Summation where upper bound is a function?

Question

I was attempting to understand asymptotic expansions when I came across this simple expression: $$ \sum_{n=1}^{x^2}n. $$

Of course, being an amateur mathematician, I threw it into Wolfram to see what it would say. To my surprise, it spit out an equation: $\sum_{n=1}^{x^2} n = \frac{1}{2} x^2 (x^2 + 1)$! My question is how? I attempted to approximate this sum by an integral, but I didn't quite get the right results:

$$ \sum_{n=1}^{x^2}n \approx \int_1^{x^{2}} ndn \\ \int_1^{x^{2}} ndn = \frac{n^2} {2}|_{1}^{x^2} = \frac{1}{2}(x^4-1) $$

Is it applying the Euler–Maclaurin formula? Or is there some other formula or simple manipulation I just don't see?

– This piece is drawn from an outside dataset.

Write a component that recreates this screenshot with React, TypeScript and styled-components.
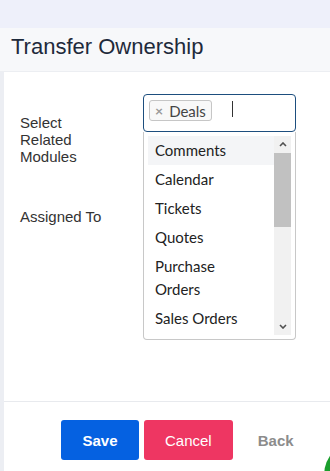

Furthermore, as an aside, what can we say about functions of the form $$ \sum_{n=1}^{f(x)}g(n)? $$

Do they have simple expansions? What can we say about them?

Answer 1

It is known that $$\sum_{n=1}^{u} n = \frac{u(u+1)}{2}$$

Plugging in $u = x^2$, we have that $$\sum_{n=1}^{x^2} n = \frac{x^2(x^2+1)}{2}$$

Answer 2

The summation function works as the upper limit is an integer. In fact the sum is: $S_n=\frac{n(n+1)}{2}$. So if $n=f(x)$ then: $S_{f_{(x)}}=\frac{f_{(x)}(f_{(x)}-1)}{2}$.

Answer 3

WAs proposed result is not that plausible, since we might rather assume in such cases $x$ being a real number.

According to rules when using the sigma-symbol $\sum$ we have for real $x\geq 1$: \begin{align*} \color{blue}{\sum_{n=1}^{x^2} n}&=\sum_{n=1}^{\lfloor x^2\rfloor} n\\ &=1+2+\cdots+\lfloor x^2\rfloor\\ &\,\,\color{blue}{=\frac{1}{2}\left\lfloor x^2\right\rfloor\left(\left\lfloor x^2\right\rfloor+1\right)} \end{align*} where $\lfloor a\rfloor$ is the greatest integer less or equal to $a$. See for instance chapter 2: Sums , section 2.1 Notation in Concrete Mathematics by R.L. Graham, D.E. Knuth and O. Patashnik.

In the more general case we have, assuming $f(x)\geq 1$: \begin{align*} \sum_{n=1}^{f(x)}g(n)=\sum_{n=1}^{\left\lfloor f(x)\right\rfloor}g(n)=g(1)+g(2)+\cdots+g\left(\left\lfloor f(x)\right\rfloor\right) \end{align*}

Note: We additionally have the rule $\sum_{n=a}^{b}f(n)=0$ if $b<a$ (see the referenced book).